Friday, June 16, 2006

Brooks on the Sexes

David Brooks’ column this week surprised me – not because he makes a case for gender-separate education, but because a normally articulate columnist is reduced to ridiculous generalizations to make his points.

AAUW did pretty extensive research on gender-separate education in the 90’s and came up with a clear conclusion: it’s good for girls, but not for boys. Girls relax in a more cooperative, less competitive atmosphere where they can excel without fear of not being feminine enough. Boys, however, are left with each other – competitive and annoying. They generally don’t learn more or achieve more.

But Brooks ignores this research completely, relying instead on one random author to make his case. He then throws out some ridiculous statements:

For example: “…these new-wave young adult problem novels, which all seem to be about…” – has he read them all? How on earth would he know what they “all” are about? There is a ton of young-adult literature out there today. I’m an English teacher & I haven’t begun to read it all.
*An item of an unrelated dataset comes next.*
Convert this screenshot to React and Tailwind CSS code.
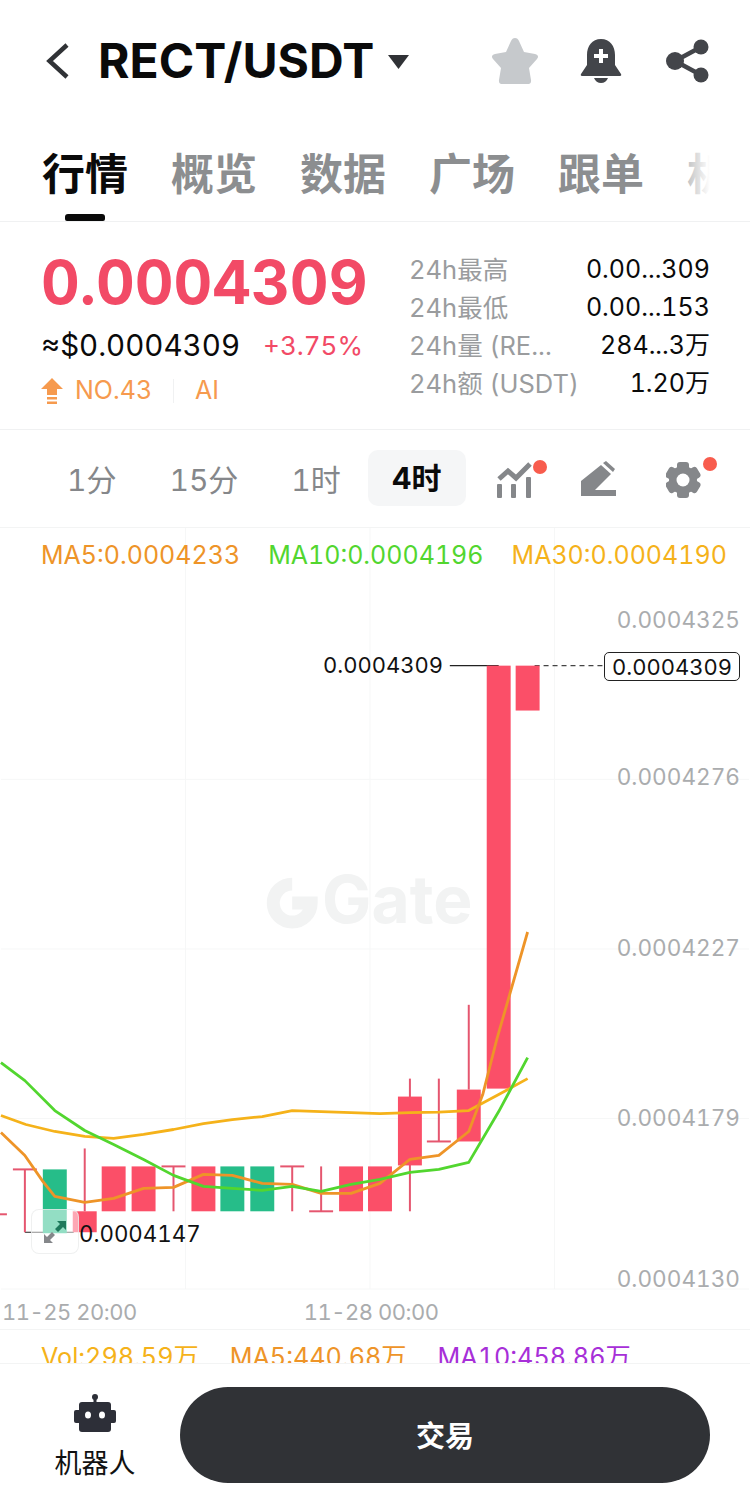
const sans = "font-['Inter','Noto_Sans_CJK_SC',sans-serif]";

const tabs = ["行情", "概览", "数据", "广场", "跟单", "机"];

const stats = [
  { label: "24h最高", value: "0.00...309" },
  { label: "24h最低", value: "0.00...153" },
  { label: "24h量 (RE...", value: "284...3万" },
  { label: "24h额 (USDT)", value: "1.20万" },
];

// candles in page coordinates: x center, body top, body bottom, wick top, wick bottom
const candles = [
  { x: 54, top: 1170, bottom: 1234, color: "#26bd89" },
  { x: 84, top: 1212, bottom: 1233, wickTop: 1149, wickBottom: 1212 },
  { x: 113, top: 1167, bottom: 1212 },
  { x: 143, top: 1167, bottom: 1212 },
  { x: 203, top: 1167, bottom: 1212 },
  { x: 232, top: 1167, bottom: 1212, color: "#26bd89" },
  { x: 262, top: 1167, bottom: 1212, color: "#26bd89" },
  { x: 351, top: 1167, bottom: 1212 },
  { x: 380, top: 1167, bottom: 1212 },
  { x: 410, top: 1097, bottom: 1166, wickTop: 1079, wickBottom: 1212 },
  { x: 469, top: 1090, bottom: 1142, wickTop: 1005, wickBottom: 1090 },
  { x: 499, top: 665, bottom: 1089 },
  { x: 528, top: 665, bottom: 710 },
];

// flat candles: x center, bar y, stem y1, stem y2
const dojis = [
  { x: 24, bar: 1170, y1: 1170, y2: 1233 },
  { x: -6, bar: 1215, y1: 1170, y2: 1215 },
  { x: 173, bar: 1167, y1: 1167, y2: 1212 },
  { x: 292, bar: 1167, y1: 1167, y2: 1212 },
  { x: 321, bar: 1212, y1: 1167, y2: 1212 },
  { x: 439, bar: 1142, y1: 1079, y2: 1142 },
];

const ma30 = "0,1116 25,1125 54,1132 84,1137 113,1139 143,1135 173,1130 203,1124 232,1120 262,1117 292,1111 321,1112 351,1113 380,1114 410,1113 439,1112.5 469,1111 499,1095 528,1079";
const ma5 = "0,1133 24,1156 42,1182 54,1197 84,1203 113,1199 143,1189 173,1188 203,1175 232,1176 262,1184 292,1185 321,1194 351,1194 380,1184 410,1160 439,1156 469,1132 483,1095 497,1040 528,932";
const ma10 = "0,1063 24,1081 54,1111 84,1131 113,1145 143,1160 173,1176 203,1187 232,1189 262,1191 292,1187 321,1192 351,1185 380,1180 410,1173 439,1170 469,1163 499,1112 528,1058";

const axis = [
  { label: "0.0004325", top: 77 },
  { label: "0.0004276", top: 234 },
  { label: "0.0004227", top: 405 },
  { label: "0.0004179", top: 575 },
  { label: "0.0004130", top: 736 },
];

const Chart = () => (
  <svg className="absolute inset-0 w-full h-full" viewBox="0 527 750 803">
    {/* grid */}
    {[185, 370, 555].map((x) => (
      <line key={x} x1={x} x2={x} y1="527" y2="1290" stroke="#f6f7f7" strokeWidth="1" />
    ))}
    {[779, 949, 1119, 1290].map((y) => (
      <line key={y} x1="0" x2="750" y1={y} y2={y} stroke="#f6f7f7" strokeWidth="1" />
    ))}

    {/* watermark */}
    <path d="M292 884a19 19 0 1 0 19 19h-19" fill="none" stroke="#f2f3f3" strokeWidth="13" />
    <text x="322" y="923" fontFamily="Inter, sans-serif" fontWeight="700" fontSize="66" fill="#f2f3f3">Gate</text>

    {/* high / low guides */}
    <line x1="450" x2="499" y1="665" y2="665" stroke="#222" strokeWidth="1.2" />
    <line x1="535" x2="603" y1="665" y2="665" stroke="#444" strokeWidth="1.2" strokeDasharray="5 4" />
    <line x1="24" x2="73" y1="1233" y2="1233" stroke="#222" strokeWidth="1.2" />

    {/* candles */}
    {dojis.map((d) => (
      <g key={d.x} stroke="#e5566f" strokeWidth="2">
        <line x1={d.x} x2={d.x} y1={d.y1} y2={d.y2} />
        <line x1={d.x - 12} x2={d.x + 12} y1={d.bar} y2={d.bar} />
      </g>
    ))}
    {candles.map((c) => (
      <g key={c.x}>
        {c.wickTop && <line x1={c.x} x2={c.x} y1={c.wickTop} y2={c.wickBottom} stroke="#e5566f" strokeWidth="2" />}
        <rect x={c.x - 12} y={c.top} width="24" height={c.bottom - c.top} fill={c.color || "#fb4f68"} />
      </g>
    ))}

    {/* moving averages */}
    <polyline points={ma30} fill="none" stroke="#f5b21a" strokeWidth="2.8" strokeLinejoin="round" />
    <polyline points={ma5} fill="none" stroke="#ee9428" strokeWidth="2.8" strokeLinejoin="round" />
    <polyline points={ma10} fill="none" stroke="#52d62f" strokeWidth="2.8" strokeLinejoin="round" />
  </svg>
);

const App = () => {
  return (
    <div className={`relative w-[750px] h-[1507px] overflow-hidden bg-white tabular-nums ${sans}`}>
      {/* Header */}
      <div className="h-[122px] flex items-center pl-[46px] pr-[40px]">
        <svg width="24" height="36" viewBox="0 0 24 36">
          <path d="M21 2 3.500 18 21 34" fill="none" stroke="#303236" strokeWidth="4.5" />
        </svg>
        <h1 className="ml-[28px] text-[48px] leading-none font-bold text-[#0a0a0a]">RECT/USDT</h1>
        <svg className="ml-[14px] mt-[2px]" width="21" height="14" viewBox="0 0 21 14">
          <path d="M0 0h21L10.500 14z" fill="#303236" />
        </svg>
        <div className="ml-auto flex items-center">
          <svg width="48" height="48" viewBox="0 0 48 48">
            <path d="M24 1c2 0 3 1 4 3l5 11 11 2c3 .6 4 3 2 5l-8 9 2 12c.4 3-1 4-4 4H12c-3 0-4.400-1-4-4l2-12-8-9c-2-2-1-4.400 2-5l11-2 5-11c1-2 2-3 4-3z" fill="#c6c9cc" />
          </svg>
          <svg className="ml-[41px]" width="42" height="44" viewBox="0 0 42 44">
            <path d="M21 0c9 0 14 7 14 16v10l6 9c.6 1 0 2-1 2H2c-1 0-1.600-1-1-2l6-9V16C7 7 12 0 21 0z" fill="#43454a" />
            <path d="M14 39h14c-1 3-4 5-7 5s-6-2-7-5z" fill="#43454a" />
            <path d="M19 10h4v5h5v4h-5v5h-4v-5h-5v-4h5z" fill="#fff" />
          </svg>
          <svg className="ml-[44px]" width="44" height="44" viewBox="0 0 44 44">
            <path d="M35 8 9 22l26 14" fill="none" stroke="#43454a" strokeWidth="4.5" />
            <circle cx="35" cy="8" r="7.5" fill="#43454a" />
            <circle cx="9" cy="22" r="9" fill="#43454a" />
            <circle cx="35" cy="36" r="7.5" fill="#43454a" />
          </svg>
        </div>
      </div>

      {/* Tabs */}
      <div className="relative h-[100px] border-b border-[#f0f1f2] overflow-hidden">
        <div className="flex gap-[43px] pl-[42px] pt-[28px] text-[43px] leading-[48px] font-bold text-[#8c8e90] whitespace-nowrap">
          {tabs.map((tab, i) => (
            <span key={tab} className={i === 0 ? "text-[#0a0a0a]" : ""}>{tab}</span>
          ))}
        </div>
        <div className="absolute left-[65px] bottom-0 w-[40px] h-[7px] rounded-t-[3px] rounded-b-[2px] bg-[#0a0a0a]" />
        <div className="absolute top-0 bottom-0 left-[680px] w-[30px] bg-gradient-to-r from-white/30 to-white" />
        <div className="absolute top-0 bottom-0 left-[710px] right-0 bg-white" />
      </div>

      {/* Price stats */}
      <div className="h-[208px] border-b border-[#f0f1f2] flex pl-[41px] pr-[40px]">
        <div className="w-[330px]">
          <div className="mt-[25px] text-[60px] leading-[70px] font-bold text-[#f24a66]">0.0004309</div>
          <div className="mt-[11px] flex items-center justify-between h-[34px] pr-[8px]">
            <span className="text-[29.5px] text-[#0a0a0a]">≈$0.0004309</span>
            <span className="text-[26px] text-[#f24a66]">+3.75%</span>
          </div>
          <div className="mt-[14px] flex items-center h-[30px] text-[25px] text-[#f69a4e]">
            <svg width="22" height="26" viewBox="0 0 22 26">
              <path d="M11 0l11 11h-6v6H6v-6H0z" fill="#f69a4e" />
              <path d="M6 19h10v2.500H6zM6 23.500h10V26H6z" fill="#f69a4e" />
            </svg>
            <span className="ml-[12px]">NO.43</span>
            <span className="ml-[21px] w-px h-[24px] bg-[#f0f1f2]" />
            <span className="ml-[21px]">AI</span>
          </div>
        </div>
        <div className="ml-[38px] flex-1 pt-[29px] flex flex-col gap-[1px]">
          {stats.map((s) => (
            <div key={s.label} className="h-[37px] flex items-center justify-between leading-none whitespace-nowrap">
              <span className="text-[25.5px] text-[#9a9c9e]">{s.label}</span>
              <span className="text-[25px] text-[#0a0a0a]">{s.value}</span>
            </div>
          ))}
        </div>
      </div>

      {/* Timeframes */}
      <div className="h-[97px] flex items-center pl-[67px] text-[30px] text-[#85878a]">
        <span className="mt-[3px]">1分</span>
        <span className="ml-[53px] mt-[3px]">15分</span>
        <span className="ml-[53px] mt-[3px]">1时</span>
        <span className="ml-[27px] w-[98px] h-[56px] -mt-[1px] rounded-[10px] bg-[#f5f6f7] flex items-center justify-center font-bold text-[#0a0a0a]">4时</span>
        <svg className="ml-[31px]" width="50" height="38" viewBox="0 0 50 38">
          <path d="M2 19l9-8 8 7L33 4" fill="none" stroke="#85878a" strokeWidth="5" />
          <rect x="0" y="24" width="5" height="14" rx="1" fill="#85878a" />
          <rect x="14" y="24" width="5" height="14" rx="1" fill="#85878a" />
          <rect x="29" y="17" width="5" height="21" rx="1" fill="#85878a" />
          <circle cx="43" cy="7" r="7" fill="#f85c4d" />
        </svg>
        <svg className="ml-[34px]" width="36" height="36" viewBox="0 0 36 36">
          <path d="M20 4l10 9-16 16H0v-9z" fill="#85878a" />
          <path d="M22 2l3-2 9 8-2 3z" fill="#85878a" />
          <rect x="0" y="29" width="35" height="6" fill="#85878a" />
          <path d="M16 29h20V24H21z" fill="#fff" />
        </svg>
        <svg className="ml-[49px]" width="52" height="44" viewBox="0 0 52 44">
          <g fill="#85878a" transform="translate(17 23)">
            <circle r="14" />
            <rect x="-6" y="-18" width="12" height="36" rx="3" />
            <rect x="-6" y="-18" width="12" height="36" rx="3" transform="rotate(60)" />
            <rect x="-6" y="-18" width="12" height="36" rx="3" transform="rotate(120)" />
            <circle r="6.5" fill="#fff" />
          </g>
          <circle cx="44" cy="7" r="7" fill="#f85c4d" />
        </svg>
      </div>

      {/* Chart area */}
      <div className="relative h-[803px] border-t border-[#f3f4f4] border-b overflow-hidden flex flex-col justify-between">
        <Chart />
        <div className="relative flex gap-[28px] pl-[41px] pt-[12px] text-[25px] leading-[30px] whitespace-nowrap">
          <span className="text-[#ee9428]">MA5:0.0004233</span>
          <span className="text-[#52d62f]">MA10:0.0004196</span>
          <span className="text-[#f5b21a]">MA30:0.0004190</span>
        </div>

        {axis.map((a) => (
          <div key={a.label} className="absolute right-[10px] text-[22.6px] leading-[30px] text-[#aaacae]" style={{ top: a.top }}>{a.label}</div>
        ))}

        <div className="absolute left-[323px] top-[122px] text-[22px] leading-[30px] text-[#111]">0.0004309</div>
        <div className="absolute left-[604px] top-[124px] w-[136px] h-[29px] border border-[#222] rounded-[5px] bg-white flex items-center justify-center text-[22px] leading-none text-[#111]">0.0004309</div>
        <div className="absolute left-[79px] top-[691px] text-[22.3px] leading-[30px] text-[#111]">0.0004147</div>

        {/* fullscreen toggle */}
        <div className="absolute left-[31px] top-[681px] w-[48px] h-[45px] rounded-[8px] border border-[#e8e9ea]/70 bg-white/50 flex items-center justify-center">
          <svg width="26" height="26" viewBox="0 0 26 26">
            <path d="M15 2h9v9l-3-3-5 5-3-3 5-5z" fill="#1f7a5c" />
            <path d="M11 24H2v-9l3 3 5-5 3 3-5 5z" fill="#85878a" />
          </svg>
        </div>

        <div className="relative h-[41px] flex items-center gap-[167px] pl-[2px] pt-[7px] text-[22px] tracking-[-0.5px] text-[#aaacae] whitespace-nowrap">
          <span>11-25 20:00</span>
          <span>11-28 00:00</span>
        </div>
      </div>

      {/* Volume row, cut off by the bottom bar */}
      <div className="h-[33px] overflow-hidden flex gap-[31px] pl-[41px] pt-[12px] text-[25.2px] leading-[30px] whitespace-nowrap">
        <span className="text-[#f5b21a]">Vol:298.59万</span>
        <span className="text-[#ee9428]">MA5:440.68万</span>
        <span className="text-[#a72fd8]">MA10:458.86万</span>
      </div>

      {/* Bottom bar */}
      <div className="h-[144px] border-t border-[#f3f4f4] flex pl-[40px] pr-[40px] pt-[23px]">
        <div className="w-[110px] flex flex-col items-center pt-[7px]">
          <svg width="42" height="38" viewBox="0 0 42 38">
            <circle cx="21" cy="3" r="3" fill="#2d2f38" />
            <rect x="19.5" y="3" width="3" height="6" fill="#2d2f38" />
            <rect x="5" y="8" width="32" height="30" rx="3" fill="#2d2f38" />
            <rect x="0" y="16" width="42" height="13" rx="2" fill="#2d2f38" />
            <ellipse cx="14" cy="21" rx="3" ry="3.5" fill="#fff" />
            <ellipse cx="28" cy="21" rx="3" ry="3.5" fill="#fff" />
          </svg>
          <span className="mt-[17px] text-[27px] leading-[30px] text-[#111] whitespace-nowrap">机器人</span>
        </div>
        <button className="ml-[30px] flex-1 h-[96px] pt-[4px] rounded-full bg-[#303236] text-white text-[29px] font-bold">交易</button>
      </div>
    </div>
  );
};

export default App;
And “…men and women can excel at any subject. They just have to be taught in different ways.” Have to? Or else what – they will fail to learn? Such a sweeping statement is easily refuted by just a glace through several centuries of American education.

Too bad Brooks didn’t do his homework – he could have written a meaningful piece instead of a superficial, one-sided argument that will go no further than entertaining dinner-table conversation.